Aggregate Files at Read Time

Warning

The aggregate_files argument is currently listed as experimental. However, there are currently no plans to remove the argument or change it’s behavior in a future release.

Since hive-partitioning will typically produce a large number of small files, read_parquet() performance will usually benefit from proper usage of the aggregate_files argument. Take the following dataset for example:

dataset-path/
├── region=1/
│   ├── section=a/
│   │   └── 01.parquet
│   │   └── 02.parquet
│   │   └── 03.parquet
│   ├── section=b/
│   └── └── 04.parquet
│   └── └── 05.parquet
└── region=2/
    ├── section=a/
    │   ├── 06.parquet
    │   ├── 07.parquet
    │   ├── 08.parquet

If we set aggregate_files=True for this case, we are telling Dask that any of the parquet data files may be aggregated into the same output DataFrame partition.
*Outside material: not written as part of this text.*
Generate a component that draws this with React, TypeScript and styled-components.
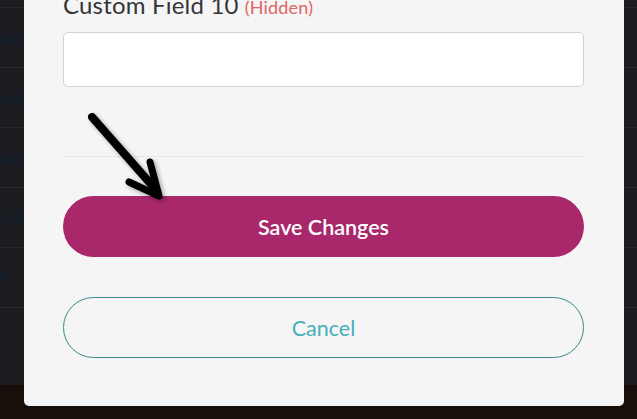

If, instead, we specify the name of a partitioning column (e.g. 'region' or 'section'), we allow the aggregation of any two files sharing a file path up to, and including, the corresponding directory name. For example, if aggregate_files is set to 'section', 04.parquet and 05.parquet may be aggregated together, but 03.parquet and 04.parquet cannot be. If, however, aggregate_files is set to 'region', 04.parquet may be aggregated with 05.parquet, and 03.parquet may be aggregated with 04.parquet.

Using aggregate_files will typically improve performance by making it more likely for DataFrame partitions to approach the size specified by the blocksize argument. In contrast, default behavior may produce a large number of partitions that are much smaller than blocksize.